Task to carry out:
Which lines below hold the word "Write"? Copy all of them.

- - - - -

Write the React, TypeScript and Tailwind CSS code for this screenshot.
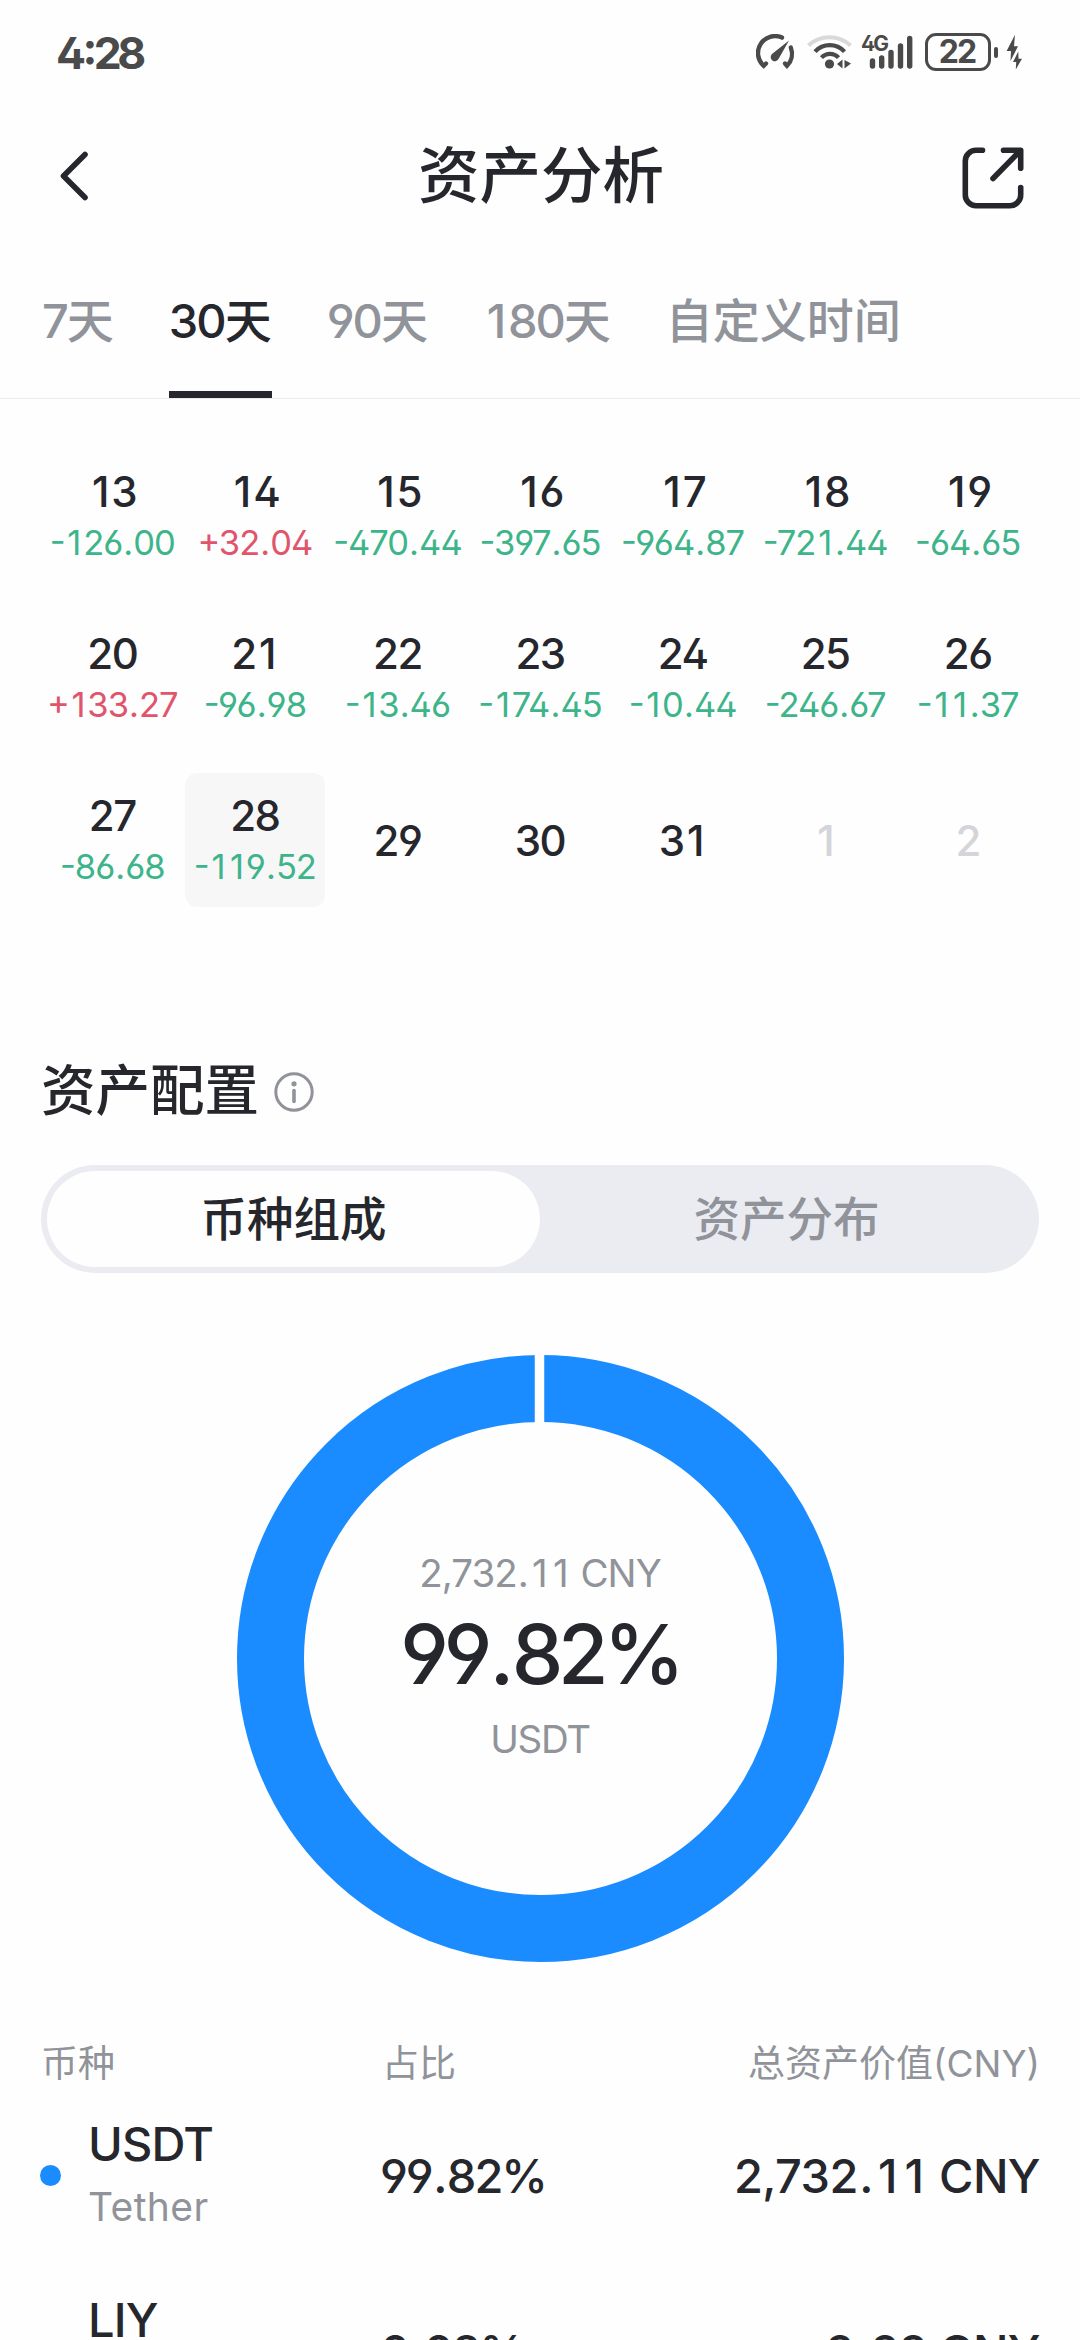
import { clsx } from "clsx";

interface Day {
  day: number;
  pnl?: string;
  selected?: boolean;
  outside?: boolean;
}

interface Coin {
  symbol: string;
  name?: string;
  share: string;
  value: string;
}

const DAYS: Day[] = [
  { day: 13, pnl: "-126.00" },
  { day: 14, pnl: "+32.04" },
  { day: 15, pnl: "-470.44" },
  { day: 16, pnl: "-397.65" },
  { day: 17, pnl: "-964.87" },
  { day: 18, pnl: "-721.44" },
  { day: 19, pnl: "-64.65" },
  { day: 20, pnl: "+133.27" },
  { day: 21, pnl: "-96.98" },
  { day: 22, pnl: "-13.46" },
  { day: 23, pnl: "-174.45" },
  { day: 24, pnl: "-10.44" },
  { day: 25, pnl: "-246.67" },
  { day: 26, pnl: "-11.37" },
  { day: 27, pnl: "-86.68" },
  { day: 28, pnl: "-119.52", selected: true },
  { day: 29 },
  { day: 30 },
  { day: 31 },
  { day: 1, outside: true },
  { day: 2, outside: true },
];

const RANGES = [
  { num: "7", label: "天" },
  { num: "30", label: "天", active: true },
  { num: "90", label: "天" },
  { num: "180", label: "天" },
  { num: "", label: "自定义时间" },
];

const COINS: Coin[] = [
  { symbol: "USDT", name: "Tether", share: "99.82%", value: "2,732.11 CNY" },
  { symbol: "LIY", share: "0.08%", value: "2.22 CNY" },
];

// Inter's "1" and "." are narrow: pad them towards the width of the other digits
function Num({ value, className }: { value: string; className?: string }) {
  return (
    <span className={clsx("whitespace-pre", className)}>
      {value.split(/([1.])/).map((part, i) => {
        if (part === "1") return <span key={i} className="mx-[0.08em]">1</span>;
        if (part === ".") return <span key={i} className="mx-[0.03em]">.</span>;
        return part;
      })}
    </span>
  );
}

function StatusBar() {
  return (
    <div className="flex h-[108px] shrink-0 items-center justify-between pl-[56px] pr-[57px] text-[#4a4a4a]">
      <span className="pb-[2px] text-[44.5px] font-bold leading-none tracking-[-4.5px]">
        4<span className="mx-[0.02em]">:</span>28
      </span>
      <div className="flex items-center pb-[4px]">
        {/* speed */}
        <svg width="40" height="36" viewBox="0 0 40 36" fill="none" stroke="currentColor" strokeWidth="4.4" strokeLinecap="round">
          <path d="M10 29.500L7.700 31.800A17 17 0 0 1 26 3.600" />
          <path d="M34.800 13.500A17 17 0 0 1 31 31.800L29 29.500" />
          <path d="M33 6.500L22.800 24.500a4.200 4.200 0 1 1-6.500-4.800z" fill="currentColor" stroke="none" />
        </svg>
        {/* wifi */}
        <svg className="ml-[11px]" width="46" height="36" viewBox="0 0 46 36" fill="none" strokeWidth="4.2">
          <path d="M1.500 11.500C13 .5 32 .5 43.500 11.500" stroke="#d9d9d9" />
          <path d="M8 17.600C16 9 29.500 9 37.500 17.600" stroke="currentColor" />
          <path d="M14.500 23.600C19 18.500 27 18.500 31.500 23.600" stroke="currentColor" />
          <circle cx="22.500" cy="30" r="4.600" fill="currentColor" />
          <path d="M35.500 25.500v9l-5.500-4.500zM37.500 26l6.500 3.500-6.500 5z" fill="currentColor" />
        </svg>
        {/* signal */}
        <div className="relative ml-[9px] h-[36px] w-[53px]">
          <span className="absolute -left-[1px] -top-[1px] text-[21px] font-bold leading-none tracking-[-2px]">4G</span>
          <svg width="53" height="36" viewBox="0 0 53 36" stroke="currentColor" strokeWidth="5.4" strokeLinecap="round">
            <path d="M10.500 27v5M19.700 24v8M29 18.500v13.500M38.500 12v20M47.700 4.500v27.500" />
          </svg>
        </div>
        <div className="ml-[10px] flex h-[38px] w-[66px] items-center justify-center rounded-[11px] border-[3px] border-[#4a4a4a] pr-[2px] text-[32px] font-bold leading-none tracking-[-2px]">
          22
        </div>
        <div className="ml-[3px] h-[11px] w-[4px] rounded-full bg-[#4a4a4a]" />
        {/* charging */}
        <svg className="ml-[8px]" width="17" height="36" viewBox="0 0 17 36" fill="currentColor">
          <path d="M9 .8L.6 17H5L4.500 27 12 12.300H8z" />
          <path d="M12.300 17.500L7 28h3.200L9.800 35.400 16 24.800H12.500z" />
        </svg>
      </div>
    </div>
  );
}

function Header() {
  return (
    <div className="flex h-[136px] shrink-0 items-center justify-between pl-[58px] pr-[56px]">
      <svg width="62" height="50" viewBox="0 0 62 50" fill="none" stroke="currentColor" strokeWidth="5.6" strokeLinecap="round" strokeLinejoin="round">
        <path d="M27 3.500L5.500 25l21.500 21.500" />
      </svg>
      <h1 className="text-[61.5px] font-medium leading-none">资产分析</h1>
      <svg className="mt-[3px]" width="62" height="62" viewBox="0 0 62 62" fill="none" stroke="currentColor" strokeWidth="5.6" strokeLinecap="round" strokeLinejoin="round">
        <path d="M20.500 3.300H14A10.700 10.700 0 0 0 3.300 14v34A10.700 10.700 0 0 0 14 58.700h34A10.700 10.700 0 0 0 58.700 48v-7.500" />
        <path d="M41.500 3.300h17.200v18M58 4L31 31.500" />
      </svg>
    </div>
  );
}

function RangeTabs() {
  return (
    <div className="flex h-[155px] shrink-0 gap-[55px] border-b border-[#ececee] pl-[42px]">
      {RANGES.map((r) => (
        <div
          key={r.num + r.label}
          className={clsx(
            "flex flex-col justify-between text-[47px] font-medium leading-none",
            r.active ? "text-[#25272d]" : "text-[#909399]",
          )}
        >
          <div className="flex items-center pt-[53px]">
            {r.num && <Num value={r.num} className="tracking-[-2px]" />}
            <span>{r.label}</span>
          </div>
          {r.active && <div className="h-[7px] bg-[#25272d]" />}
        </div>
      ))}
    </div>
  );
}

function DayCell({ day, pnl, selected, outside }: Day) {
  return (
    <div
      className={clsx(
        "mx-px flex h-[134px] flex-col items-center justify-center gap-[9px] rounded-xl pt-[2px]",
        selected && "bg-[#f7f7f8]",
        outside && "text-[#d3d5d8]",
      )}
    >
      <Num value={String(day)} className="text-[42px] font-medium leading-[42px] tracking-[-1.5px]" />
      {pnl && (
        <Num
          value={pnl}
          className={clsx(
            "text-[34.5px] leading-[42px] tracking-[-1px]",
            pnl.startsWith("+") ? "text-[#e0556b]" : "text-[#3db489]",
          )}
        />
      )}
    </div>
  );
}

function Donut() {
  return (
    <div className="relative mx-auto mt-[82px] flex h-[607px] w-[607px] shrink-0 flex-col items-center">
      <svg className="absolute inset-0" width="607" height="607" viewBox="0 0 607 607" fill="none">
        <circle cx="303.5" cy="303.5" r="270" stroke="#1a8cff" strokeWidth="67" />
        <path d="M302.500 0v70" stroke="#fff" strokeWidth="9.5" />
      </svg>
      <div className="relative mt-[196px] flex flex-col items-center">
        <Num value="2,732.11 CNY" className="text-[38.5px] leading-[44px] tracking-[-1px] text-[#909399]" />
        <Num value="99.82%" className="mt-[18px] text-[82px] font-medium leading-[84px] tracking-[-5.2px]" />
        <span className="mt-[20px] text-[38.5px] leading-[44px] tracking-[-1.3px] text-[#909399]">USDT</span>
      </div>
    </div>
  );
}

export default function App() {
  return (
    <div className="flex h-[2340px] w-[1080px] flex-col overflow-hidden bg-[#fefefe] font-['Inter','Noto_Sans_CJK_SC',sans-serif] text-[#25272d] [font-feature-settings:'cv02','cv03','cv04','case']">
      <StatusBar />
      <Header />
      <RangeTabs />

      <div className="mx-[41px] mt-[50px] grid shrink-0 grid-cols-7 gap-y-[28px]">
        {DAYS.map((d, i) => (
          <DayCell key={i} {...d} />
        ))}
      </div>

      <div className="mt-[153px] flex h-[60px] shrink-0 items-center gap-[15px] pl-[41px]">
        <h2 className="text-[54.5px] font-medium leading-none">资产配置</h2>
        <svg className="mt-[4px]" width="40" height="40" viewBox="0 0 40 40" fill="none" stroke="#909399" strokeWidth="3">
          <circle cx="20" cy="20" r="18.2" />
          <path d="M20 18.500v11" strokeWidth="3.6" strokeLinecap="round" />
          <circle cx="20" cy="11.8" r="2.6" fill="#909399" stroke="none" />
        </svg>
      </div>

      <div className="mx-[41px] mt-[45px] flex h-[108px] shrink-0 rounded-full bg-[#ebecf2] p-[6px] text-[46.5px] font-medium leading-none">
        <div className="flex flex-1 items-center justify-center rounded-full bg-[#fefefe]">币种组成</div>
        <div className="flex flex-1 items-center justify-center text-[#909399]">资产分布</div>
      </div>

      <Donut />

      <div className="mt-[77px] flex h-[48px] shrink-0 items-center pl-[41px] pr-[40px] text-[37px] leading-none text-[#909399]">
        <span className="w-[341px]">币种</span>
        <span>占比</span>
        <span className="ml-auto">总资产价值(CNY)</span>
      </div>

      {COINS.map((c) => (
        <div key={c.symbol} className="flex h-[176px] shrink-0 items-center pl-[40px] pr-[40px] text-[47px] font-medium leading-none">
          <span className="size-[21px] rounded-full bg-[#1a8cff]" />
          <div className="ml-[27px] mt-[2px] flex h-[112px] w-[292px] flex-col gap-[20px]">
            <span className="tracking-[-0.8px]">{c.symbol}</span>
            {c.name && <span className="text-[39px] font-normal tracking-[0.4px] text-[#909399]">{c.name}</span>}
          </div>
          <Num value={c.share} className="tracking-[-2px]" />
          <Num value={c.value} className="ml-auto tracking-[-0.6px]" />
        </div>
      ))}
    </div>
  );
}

- - - - -

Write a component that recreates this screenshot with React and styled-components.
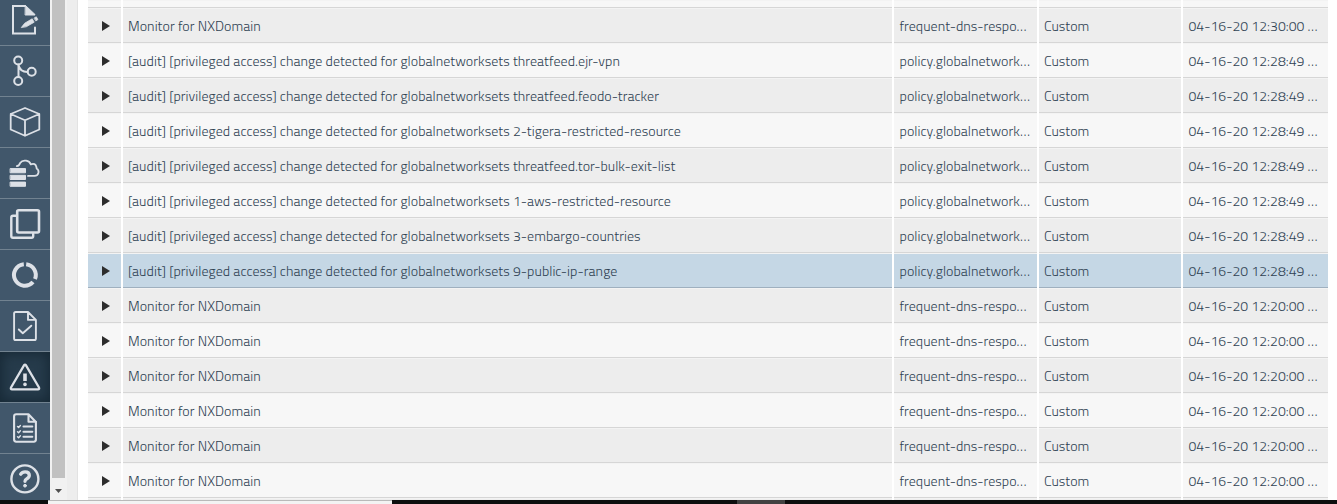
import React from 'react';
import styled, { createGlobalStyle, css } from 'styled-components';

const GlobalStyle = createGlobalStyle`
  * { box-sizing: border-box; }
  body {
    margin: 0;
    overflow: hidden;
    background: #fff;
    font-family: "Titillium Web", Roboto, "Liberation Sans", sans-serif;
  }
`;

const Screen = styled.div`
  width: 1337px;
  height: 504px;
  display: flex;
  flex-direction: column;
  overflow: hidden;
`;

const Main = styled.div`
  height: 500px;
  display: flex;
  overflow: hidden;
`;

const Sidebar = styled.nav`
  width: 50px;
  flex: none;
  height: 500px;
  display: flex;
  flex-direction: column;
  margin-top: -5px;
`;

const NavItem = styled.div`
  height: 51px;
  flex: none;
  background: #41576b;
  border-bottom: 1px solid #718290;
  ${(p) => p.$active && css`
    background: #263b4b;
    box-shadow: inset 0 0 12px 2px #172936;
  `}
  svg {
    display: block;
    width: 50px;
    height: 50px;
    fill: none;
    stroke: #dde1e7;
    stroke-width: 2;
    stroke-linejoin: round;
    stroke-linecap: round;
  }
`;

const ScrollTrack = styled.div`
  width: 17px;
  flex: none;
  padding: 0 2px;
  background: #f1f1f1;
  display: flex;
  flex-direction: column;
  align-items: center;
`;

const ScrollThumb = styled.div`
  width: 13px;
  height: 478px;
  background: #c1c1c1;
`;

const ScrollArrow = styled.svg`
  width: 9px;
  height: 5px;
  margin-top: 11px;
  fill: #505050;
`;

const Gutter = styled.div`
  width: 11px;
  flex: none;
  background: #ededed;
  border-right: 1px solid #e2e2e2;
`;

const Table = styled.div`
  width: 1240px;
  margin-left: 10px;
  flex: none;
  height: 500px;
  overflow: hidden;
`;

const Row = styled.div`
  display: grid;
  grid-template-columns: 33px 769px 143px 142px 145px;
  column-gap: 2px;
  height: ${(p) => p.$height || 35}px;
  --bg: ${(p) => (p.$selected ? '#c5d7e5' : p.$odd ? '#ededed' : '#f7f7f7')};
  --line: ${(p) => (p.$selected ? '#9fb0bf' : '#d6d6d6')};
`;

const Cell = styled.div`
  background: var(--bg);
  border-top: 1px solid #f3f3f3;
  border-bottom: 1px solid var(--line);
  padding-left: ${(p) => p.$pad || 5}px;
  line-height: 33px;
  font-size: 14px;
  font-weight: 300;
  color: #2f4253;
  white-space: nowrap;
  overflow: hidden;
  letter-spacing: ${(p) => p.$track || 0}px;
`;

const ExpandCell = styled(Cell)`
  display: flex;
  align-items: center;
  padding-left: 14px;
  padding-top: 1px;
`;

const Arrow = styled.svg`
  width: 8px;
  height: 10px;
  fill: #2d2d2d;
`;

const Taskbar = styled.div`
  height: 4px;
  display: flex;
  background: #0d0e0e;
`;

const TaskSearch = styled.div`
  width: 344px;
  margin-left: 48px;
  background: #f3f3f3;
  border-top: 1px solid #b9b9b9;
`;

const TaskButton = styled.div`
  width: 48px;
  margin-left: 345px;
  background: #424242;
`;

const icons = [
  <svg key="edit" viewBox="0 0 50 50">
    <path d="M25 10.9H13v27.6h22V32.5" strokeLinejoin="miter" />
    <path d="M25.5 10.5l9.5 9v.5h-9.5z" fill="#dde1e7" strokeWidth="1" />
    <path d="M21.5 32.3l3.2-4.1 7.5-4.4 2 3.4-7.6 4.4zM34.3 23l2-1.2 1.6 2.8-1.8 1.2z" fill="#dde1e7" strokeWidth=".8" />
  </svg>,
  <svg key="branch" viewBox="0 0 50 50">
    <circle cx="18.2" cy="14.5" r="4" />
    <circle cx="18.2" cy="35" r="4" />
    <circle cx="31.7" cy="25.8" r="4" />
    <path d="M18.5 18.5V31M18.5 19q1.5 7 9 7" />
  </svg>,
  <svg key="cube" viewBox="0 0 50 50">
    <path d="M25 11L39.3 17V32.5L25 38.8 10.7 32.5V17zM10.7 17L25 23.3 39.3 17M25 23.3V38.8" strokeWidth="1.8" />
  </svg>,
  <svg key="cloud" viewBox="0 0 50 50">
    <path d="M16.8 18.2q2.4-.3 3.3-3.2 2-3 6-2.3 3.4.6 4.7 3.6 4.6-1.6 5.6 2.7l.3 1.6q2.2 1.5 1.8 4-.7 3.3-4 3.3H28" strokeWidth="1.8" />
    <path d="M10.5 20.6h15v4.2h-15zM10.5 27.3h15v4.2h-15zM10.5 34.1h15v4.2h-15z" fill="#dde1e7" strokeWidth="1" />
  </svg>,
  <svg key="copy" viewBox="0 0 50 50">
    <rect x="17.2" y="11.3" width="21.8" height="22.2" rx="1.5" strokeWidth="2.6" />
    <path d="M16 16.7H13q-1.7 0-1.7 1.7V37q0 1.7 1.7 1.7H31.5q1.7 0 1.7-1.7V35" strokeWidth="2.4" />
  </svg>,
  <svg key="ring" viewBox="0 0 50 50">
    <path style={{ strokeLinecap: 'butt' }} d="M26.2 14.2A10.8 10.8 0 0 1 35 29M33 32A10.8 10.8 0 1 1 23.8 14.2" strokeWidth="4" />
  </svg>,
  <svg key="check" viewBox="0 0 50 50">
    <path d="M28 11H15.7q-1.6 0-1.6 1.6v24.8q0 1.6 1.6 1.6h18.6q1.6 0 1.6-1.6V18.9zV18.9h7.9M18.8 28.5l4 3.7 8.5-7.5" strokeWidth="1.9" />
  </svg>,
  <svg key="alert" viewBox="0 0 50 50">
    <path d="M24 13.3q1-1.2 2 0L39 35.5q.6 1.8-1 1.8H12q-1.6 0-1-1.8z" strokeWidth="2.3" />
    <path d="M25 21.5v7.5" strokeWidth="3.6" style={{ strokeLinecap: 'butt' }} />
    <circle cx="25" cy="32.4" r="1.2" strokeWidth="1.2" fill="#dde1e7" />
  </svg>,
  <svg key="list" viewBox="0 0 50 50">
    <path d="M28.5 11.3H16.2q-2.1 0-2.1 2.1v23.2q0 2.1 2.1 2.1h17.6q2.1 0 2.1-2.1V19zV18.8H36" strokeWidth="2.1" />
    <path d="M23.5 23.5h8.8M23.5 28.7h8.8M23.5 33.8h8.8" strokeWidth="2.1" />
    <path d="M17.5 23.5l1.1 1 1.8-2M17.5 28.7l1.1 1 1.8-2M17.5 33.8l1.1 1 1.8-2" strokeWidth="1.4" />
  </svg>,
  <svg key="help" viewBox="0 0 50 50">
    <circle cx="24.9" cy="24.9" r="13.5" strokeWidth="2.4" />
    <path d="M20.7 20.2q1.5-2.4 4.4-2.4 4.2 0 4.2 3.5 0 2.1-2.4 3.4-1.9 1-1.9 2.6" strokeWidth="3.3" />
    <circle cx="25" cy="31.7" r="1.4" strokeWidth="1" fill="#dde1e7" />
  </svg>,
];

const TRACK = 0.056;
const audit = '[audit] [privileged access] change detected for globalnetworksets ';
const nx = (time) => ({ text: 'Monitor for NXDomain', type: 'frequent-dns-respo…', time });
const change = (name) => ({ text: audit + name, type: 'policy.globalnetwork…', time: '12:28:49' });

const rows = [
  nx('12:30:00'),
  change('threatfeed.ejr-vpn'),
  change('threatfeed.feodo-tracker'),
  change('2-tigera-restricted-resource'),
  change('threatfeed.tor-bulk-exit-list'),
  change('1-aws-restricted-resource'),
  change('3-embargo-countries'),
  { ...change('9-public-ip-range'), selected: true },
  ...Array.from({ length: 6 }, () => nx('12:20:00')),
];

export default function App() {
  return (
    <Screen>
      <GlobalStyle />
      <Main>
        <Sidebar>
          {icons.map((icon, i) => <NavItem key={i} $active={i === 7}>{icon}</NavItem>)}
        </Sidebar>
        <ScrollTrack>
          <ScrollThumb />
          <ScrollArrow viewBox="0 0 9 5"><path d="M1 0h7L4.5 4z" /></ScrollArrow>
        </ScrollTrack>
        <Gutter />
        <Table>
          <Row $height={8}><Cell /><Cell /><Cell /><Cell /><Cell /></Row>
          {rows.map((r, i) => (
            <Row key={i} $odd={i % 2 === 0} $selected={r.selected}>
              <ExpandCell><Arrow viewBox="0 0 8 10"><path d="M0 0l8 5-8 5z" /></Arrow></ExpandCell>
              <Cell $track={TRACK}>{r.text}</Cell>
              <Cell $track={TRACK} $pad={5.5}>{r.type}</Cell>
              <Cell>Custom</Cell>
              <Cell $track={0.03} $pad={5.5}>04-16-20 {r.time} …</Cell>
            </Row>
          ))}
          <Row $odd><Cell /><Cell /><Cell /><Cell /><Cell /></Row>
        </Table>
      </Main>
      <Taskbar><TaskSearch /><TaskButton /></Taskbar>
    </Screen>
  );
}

- - - - -

Response to the exercise:
Write the React, TypeScript and Tailwind CSS code for this screenshot.
Write a component that recreates this screenshot with React and styled-components.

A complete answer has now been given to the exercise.